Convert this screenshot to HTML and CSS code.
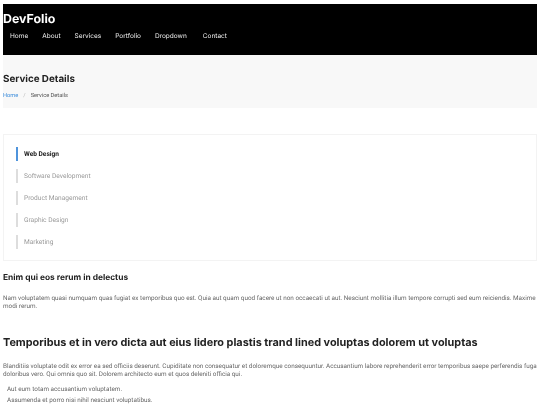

____________

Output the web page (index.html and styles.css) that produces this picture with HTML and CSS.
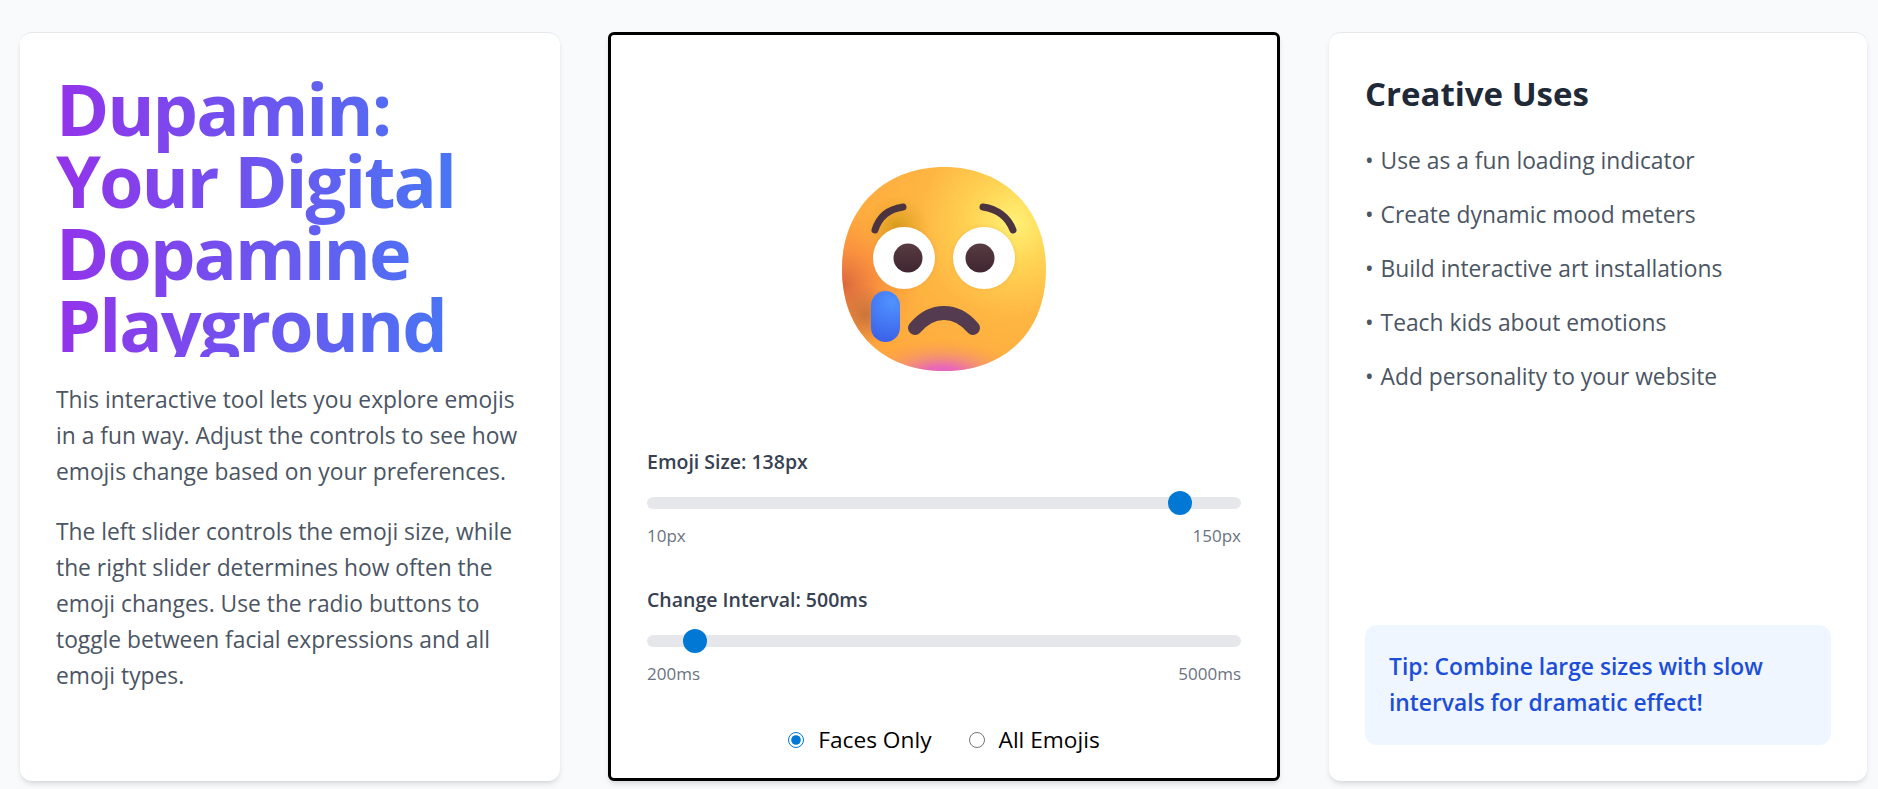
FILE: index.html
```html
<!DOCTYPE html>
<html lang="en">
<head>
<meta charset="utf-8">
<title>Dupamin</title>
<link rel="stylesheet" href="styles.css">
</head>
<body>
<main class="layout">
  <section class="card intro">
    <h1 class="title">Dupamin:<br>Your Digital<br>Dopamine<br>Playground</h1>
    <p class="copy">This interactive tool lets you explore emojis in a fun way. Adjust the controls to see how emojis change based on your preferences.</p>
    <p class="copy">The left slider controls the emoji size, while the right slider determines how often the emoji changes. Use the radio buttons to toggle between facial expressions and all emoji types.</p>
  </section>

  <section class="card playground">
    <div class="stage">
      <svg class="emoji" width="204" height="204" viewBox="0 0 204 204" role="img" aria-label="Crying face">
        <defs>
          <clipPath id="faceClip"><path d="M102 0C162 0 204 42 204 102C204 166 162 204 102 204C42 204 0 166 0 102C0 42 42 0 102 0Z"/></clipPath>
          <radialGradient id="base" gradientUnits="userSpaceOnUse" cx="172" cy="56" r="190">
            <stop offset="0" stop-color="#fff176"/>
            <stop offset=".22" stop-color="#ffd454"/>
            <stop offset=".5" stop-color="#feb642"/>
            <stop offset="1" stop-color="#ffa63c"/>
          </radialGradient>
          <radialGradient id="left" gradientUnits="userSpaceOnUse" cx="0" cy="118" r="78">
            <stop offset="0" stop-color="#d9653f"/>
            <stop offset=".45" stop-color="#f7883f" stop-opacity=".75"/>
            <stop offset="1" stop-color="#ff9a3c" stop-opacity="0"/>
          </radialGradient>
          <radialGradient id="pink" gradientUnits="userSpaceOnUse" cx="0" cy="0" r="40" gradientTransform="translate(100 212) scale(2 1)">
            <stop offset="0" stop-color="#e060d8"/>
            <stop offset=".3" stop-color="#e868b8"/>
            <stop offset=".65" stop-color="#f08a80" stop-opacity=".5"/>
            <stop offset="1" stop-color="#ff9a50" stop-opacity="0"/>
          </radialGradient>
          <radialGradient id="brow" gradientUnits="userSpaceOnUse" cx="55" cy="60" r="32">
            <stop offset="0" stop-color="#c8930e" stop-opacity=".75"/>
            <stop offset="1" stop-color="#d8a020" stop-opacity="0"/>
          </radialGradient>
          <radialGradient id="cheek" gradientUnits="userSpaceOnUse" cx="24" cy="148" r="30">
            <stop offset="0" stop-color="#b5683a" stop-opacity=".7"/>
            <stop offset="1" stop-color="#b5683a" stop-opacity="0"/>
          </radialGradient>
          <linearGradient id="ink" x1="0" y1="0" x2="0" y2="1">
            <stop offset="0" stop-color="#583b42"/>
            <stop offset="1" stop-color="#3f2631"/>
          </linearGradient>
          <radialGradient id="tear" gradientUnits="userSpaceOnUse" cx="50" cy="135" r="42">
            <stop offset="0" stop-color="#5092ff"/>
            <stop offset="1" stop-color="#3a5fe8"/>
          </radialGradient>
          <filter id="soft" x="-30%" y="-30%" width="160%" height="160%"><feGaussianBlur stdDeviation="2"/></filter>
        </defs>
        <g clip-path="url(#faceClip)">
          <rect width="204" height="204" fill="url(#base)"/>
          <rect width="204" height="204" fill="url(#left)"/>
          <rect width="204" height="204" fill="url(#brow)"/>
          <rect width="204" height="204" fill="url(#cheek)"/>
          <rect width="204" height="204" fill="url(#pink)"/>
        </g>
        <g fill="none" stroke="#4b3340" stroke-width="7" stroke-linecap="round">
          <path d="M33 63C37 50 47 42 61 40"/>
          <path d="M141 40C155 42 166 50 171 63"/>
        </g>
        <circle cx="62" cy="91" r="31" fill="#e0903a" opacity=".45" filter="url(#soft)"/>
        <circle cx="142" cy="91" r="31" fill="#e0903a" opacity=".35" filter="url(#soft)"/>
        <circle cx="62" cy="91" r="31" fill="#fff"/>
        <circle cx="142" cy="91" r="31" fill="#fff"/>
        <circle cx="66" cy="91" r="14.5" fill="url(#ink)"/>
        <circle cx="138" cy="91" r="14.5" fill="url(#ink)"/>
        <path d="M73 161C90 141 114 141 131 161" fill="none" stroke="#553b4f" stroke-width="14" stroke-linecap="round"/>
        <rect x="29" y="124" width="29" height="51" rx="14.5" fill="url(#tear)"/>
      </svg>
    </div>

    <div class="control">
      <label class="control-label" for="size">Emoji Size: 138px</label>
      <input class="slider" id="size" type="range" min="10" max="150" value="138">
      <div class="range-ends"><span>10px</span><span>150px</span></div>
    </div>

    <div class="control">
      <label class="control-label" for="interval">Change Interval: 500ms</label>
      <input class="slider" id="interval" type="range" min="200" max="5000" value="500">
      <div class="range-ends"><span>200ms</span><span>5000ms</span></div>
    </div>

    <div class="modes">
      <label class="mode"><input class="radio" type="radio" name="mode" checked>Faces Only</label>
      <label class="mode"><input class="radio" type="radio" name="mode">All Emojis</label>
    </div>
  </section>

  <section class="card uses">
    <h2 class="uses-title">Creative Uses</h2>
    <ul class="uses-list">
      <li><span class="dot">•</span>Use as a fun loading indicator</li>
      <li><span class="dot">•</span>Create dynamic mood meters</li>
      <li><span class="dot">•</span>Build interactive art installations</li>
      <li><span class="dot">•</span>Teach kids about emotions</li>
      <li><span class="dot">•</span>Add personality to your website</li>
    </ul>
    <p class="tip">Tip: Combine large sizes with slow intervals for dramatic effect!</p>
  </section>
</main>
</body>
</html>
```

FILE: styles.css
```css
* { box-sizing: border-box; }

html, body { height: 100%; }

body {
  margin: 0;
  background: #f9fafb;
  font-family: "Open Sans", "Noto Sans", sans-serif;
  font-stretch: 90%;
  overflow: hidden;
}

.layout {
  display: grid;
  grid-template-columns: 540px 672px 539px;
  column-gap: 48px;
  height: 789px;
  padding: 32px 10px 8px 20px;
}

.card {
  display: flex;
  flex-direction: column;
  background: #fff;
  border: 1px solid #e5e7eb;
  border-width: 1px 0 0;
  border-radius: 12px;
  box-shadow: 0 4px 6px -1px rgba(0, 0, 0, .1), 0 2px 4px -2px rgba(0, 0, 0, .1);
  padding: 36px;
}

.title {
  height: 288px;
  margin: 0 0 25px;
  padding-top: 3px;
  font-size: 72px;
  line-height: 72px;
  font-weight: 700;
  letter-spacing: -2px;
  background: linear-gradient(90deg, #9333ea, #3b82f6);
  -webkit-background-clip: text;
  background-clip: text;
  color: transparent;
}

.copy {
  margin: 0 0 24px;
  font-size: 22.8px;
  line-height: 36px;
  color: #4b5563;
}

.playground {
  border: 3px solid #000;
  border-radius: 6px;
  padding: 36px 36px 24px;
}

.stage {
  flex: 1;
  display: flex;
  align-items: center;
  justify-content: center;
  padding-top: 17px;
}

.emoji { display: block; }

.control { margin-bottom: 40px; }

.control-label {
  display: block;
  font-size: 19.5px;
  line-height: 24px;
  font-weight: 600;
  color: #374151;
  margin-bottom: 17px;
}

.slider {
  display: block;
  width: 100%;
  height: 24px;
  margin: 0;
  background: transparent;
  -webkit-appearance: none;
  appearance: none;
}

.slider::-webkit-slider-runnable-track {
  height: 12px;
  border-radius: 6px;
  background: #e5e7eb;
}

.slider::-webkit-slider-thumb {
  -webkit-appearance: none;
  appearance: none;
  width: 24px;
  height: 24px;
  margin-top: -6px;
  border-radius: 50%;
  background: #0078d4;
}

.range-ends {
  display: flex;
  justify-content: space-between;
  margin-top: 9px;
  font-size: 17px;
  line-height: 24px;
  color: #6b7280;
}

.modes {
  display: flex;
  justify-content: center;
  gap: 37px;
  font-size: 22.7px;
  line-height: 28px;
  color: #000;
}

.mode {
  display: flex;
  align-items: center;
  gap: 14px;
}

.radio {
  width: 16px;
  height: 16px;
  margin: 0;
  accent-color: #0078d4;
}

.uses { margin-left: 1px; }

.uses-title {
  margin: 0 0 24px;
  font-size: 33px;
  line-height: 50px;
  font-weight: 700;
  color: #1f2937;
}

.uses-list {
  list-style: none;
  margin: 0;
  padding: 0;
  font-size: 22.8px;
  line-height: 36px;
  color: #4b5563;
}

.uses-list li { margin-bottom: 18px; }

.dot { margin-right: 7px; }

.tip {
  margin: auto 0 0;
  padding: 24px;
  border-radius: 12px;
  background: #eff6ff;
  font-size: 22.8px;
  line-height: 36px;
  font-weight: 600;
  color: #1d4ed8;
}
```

____________

- **EXERCISE OBJECTIVE**
List each line in the listing that contains the string "index".

- **SOLUTION TO THE PROBLEM**
Output the web page (index.html and styles.css) that produces this picture with HTML and CSS.
FILE: index.html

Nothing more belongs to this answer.